> **Job**: Gather every line that includes the word "screenshot", please.

>> BEGIN

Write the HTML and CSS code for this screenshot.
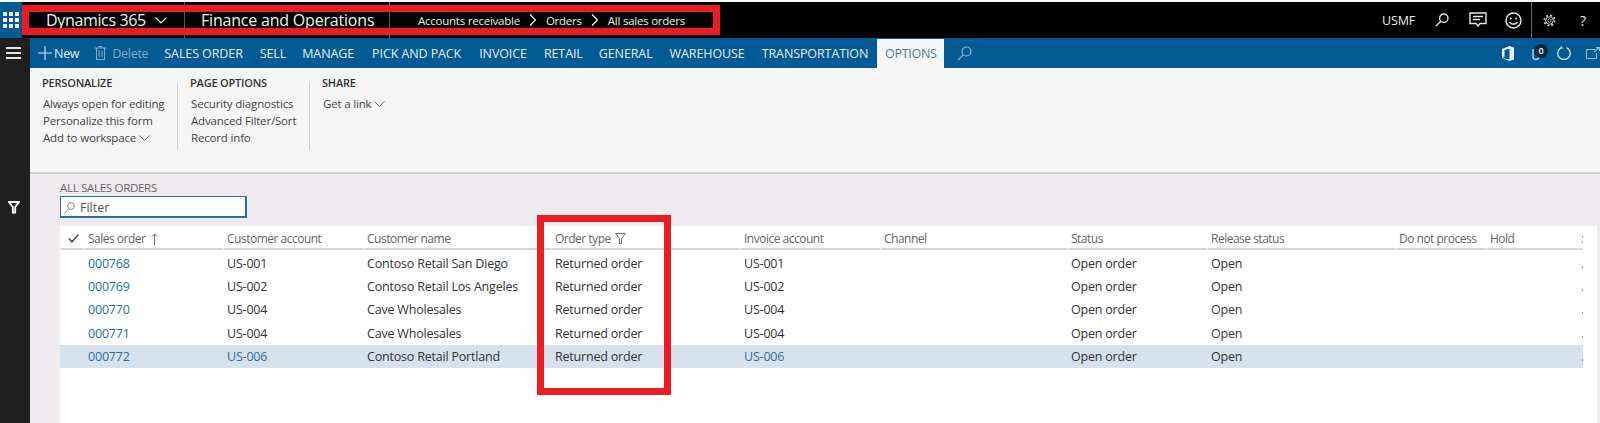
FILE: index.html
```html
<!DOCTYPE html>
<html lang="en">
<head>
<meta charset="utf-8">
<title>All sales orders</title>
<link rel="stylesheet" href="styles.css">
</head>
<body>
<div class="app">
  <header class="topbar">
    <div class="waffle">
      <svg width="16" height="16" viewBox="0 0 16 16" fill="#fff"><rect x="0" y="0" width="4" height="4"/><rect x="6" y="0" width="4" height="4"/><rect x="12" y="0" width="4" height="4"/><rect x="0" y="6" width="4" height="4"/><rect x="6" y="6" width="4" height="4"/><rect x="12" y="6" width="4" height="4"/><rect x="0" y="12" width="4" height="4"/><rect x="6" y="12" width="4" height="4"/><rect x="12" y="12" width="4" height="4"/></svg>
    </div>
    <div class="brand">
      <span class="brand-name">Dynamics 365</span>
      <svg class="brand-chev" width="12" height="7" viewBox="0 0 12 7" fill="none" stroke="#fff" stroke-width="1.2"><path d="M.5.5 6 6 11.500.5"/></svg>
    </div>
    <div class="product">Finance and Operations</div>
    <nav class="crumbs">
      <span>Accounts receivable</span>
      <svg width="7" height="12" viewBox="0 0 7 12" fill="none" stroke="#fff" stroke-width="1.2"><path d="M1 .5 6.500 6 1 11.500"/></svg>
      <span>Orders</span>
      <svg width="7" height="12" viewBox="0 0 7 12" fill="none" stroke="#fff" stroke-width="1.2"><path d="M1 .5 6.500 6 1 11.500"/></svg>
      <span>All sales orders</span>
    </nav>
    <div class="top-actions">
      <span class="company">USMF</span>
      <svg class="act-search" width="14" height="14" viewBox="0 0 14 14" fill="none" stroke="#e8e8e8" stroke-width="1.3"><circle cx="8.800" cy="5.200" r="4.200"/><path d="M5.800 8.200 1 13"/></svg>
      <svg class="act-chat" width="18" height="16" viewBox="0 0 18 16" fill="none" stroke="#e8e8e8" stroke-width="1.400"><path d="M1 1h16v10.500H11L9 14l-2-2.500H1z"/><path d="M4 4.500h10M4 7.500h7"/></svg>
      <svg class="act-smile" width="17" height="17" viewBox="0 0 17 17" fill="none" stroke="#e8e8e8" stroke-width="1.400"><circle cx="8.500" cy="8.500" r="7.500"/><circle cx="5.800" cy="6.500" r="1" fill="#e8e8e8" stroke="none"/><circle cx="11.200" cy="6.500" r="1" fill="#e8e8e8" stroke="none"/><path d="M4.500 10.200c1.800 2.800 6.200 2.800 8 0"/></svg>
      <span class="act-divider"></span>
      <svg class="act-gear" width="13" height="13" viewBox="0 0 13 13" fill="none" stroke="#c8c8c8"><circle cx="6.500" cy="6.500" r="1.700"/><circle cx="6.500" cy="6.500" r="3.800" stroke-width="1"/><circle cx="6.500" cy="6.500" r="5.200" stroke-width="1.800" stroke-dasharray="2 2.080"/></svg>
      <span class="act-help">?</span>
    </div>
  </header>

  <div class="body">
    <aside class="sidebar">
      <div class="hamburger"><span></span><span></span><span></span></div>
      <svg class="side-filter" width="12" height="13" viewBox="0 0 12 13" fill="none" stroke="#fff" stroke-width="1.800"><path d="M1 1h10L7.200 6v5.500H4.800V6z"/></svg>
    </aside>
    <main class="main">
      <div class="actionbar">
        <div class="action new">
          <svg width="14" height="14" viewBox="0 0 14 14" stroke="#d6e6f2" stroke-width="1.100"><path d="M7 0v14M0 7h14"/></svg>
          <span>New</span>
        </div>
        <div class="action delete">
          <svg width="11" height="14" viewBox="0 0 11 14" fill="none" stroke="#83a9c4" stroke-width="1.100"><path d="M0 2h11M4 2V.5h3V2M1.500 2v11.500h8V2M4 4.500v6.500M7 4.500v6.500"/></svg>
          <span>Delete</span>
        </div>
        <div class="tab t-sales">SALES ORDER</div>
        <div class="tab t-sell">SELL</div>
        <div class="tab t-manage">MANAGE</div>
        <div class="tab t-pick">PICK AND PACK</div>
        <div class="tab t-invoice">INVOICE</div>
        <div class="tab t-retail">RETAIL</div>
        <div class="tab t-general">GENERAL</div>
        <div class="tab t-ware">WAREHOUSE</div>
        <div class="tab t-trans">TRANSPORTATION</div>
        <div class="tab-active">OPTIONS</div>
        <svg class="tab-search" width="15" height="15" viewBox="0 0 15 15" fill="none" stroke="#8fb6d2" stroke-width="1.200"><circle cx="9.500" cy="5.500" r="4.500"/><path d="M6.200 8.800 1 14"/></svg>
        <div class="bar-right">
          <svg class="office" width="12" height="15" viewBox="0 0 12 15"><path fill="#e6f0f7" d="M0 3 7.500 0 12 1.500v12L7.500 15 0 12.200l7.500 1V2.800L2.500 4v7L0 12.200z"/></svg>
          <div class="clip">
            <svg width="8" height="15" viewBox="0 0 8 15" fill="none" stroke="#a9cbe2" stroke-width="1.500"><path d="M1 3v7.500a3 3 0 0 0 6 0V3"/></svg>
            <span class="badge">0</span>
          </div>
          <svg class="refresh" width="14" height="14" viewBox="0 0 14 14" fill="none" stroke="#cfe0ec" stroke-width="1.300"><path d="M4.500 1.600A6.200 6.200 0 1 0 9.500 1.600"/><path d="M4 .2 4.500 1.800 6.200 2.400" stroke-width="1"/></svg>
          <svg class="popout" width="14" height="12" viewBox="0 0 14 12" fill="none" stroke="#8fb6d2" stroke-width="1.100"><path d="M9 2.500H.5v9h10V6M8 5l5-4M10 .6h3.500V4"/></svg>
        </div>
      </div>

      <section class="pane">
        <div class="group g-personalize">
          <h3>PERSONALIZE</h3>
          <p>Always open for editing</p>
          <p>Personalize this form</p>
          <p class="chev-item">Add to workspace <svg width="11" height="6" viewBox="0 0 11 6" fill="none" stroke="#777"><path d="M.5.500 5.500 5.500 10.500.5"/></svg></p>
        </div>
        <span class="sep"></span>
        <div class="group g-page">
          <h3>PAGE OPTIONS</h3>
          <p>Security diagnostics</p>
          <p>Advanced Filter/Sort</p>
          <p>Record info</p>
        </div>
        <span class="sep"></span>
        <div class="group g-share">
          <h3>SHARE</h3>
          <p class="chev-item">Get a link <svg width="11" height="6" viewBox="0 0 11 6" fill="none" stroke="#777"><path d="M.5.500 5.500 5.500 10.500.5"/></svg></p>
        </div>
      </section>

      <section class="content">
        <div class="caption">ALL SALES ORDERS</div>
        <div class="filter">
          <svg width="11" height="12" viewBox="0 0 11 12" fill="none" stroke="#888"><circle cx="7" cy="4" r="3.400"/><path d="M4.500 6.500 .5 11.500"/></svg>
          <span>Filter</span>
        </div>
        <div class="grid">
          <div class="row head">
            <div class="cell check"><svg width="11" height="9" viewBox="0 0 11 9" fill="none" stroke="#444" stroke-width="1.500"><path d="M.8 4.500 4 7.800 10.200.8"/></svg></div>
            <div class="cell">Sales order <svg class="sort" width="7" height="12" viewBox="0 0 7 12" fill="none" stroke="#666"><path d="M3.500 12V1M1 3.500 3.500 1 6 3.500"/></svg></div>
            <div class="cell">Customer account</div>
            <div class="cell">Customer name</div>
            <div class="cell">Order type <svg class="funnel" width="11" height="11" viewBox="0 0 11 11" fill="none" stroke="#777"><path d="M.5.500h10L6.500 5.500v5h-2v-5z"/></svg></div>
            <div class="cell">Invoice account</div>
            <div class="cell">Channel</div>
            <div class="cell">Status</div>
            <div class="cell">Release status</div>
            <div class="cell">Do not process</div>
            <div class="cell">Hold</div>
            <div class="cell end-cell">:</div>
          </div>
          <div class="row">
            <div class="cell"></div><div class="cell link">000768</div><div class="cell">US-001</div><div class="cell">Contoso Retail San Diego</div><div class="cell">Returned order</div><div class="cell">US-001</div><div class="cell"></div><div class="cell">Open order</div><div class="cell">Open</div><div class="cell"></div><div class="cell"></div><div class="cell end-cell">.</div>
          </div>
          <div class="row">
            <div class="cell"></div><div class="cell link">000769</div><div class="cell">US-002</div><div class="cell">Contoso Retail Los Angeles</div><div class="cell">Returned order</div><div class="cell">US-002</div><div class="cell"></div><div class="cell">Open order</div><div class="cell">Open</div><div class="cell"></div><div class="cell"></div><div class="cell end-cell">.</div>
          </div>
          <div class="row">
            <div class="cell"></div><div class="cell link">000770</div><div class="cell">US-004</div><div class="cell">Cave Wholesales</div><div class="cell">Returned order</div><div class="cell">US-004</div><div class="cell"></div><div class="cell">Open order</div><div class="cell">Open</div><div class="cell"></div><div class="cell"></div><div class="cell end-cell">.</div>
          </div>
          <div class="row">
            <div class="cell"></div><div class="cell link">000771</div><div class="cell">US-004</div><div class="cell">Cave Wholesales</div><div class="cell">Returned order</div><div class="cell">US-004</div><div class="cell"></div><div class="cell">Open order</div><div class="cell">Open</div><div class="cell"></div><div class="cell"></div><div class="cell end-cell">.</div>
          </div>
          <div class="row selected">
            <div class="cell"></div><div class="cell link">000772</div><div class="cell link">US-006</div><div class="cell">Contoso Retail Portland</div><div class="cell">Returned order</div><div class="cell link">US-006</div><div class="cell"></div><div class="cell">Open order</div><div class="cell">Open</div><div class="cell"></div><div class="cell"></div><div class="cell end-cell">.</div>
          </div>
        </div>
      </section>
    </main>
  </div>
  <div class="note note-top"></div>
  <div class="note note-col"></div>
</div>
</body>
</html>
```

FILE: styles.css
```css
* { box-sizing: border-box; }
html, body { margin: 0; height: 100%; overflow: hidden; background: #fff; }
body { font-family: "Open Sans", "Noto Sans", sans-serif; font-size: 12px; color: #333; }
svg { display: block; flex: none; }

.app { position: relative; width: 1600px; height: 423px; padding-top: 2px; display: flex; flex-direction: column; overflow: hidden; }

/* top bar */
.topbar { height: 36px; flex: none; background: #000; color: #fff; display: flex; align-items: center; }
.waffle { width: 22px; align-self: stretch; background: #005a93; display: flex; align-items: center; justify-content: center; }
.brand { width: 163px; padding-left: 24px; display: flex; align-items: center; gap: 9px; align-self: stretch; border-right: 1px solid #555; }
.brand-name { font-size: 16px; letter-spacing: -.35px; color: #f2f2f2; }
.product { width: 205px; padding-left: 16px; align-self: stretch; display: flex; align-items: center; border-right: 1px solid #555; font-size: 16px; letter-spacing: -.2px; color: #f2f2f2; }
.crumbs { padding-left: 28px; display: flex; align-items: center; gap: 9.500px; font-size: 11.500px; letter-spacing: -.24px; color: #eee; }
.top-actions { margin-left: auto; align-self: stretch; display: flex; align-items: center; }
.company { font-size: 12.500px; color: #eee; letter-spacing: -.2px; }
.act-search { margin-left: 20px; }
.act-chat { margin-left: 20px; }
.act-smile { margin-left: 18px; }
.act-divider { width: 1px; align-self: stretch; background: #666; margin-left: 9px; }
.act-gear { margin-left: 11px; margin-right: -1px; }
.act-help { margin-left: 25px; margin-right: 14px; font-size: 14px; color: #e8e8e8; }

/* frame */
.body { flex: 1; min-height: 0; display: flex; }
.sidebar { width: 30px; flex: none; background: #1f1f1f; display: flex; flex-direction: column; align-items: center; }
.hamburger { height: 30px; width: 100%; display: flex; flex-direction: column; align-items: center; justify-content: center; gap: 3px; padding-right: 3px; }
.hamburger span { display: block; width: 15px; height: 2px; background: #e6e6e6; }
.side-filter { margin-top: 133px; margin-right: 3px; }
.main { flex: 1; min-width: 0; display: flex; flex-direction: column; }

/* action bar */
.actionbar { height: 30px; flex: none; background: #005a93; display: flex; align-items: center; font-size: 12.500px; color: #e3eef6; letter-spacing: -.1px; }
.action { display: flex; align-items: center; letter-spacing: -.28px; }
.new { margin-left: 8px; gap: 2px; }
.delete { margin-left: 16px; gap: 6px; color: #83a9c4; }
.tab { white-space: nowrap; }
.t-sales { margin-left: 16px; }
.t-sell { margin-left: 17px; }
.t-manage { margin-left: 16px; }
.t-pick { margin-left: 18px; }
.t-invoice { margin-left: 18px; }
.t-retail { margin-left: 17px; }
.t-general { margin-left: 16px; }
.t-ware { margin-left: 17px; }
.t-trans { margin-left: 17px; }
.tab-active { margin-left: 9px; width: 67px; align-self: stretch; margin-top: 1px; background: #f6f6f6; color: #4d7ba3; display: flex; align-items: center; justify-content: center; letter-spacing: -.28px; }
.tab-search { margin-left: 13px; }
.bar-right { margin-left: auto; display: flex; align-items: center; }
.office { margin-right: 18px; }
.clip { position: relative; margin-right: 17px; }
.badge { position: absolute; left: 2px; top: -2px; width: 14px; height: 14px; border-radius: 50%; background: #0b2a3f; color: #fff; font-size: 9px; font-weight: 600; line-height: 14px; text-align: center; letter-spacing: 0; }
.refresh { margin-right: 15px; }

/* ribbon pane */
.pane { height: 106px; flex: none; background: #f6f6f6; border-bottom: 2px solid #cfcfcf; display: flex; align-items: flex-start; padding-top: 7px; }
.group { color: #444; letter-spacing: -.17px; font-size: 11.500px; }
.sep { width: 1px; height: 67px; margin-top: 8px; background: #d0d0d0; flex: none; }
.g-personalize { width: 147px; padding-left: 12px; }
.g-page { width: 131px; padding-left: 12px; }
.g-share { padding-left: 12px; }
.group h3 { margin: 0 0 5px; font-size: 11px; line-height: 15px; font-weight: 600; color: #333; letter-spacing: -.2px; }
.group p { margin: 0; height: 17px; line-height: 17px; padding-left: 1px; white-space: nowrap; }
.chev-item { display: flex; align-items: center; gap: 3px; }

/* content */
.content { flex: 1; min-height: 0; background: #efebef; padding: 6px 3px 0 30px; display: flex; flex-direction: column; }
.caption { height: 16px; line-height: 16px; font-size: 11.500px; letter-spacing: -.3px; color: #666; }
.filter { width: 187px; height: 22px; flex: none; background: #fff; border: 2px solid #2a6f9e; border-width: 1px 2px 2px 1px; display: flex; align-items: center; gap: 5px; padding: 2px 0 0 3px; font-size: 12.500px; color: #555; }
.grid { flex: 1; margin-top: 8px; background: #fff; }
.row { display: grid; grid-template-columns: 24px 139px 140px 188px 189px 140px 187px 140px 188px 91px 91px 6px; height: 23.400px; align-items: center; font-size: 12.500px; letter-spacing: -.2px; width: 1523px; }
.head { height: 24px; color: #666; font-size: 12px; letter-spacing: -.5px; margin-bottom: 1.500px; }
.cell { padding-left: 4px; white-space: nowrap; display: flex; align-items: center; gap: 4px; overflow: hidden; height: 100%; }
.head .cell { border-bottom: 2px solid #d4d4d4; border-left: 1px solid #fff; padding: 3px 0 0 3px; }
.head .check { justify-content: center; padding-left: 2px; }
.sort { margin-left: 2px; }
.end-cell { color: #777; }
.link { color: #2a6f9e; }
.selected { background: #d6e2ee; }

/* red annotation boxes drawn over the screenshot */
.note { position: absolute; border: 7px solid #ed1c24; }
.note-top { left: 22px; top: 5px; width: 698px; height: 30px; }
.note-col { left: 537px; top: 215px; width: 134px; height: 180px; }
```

>> END

> **Result**:
Write the HTML and CSS code for this screenshot.
/* red annotation boxes drawn over the screenshot */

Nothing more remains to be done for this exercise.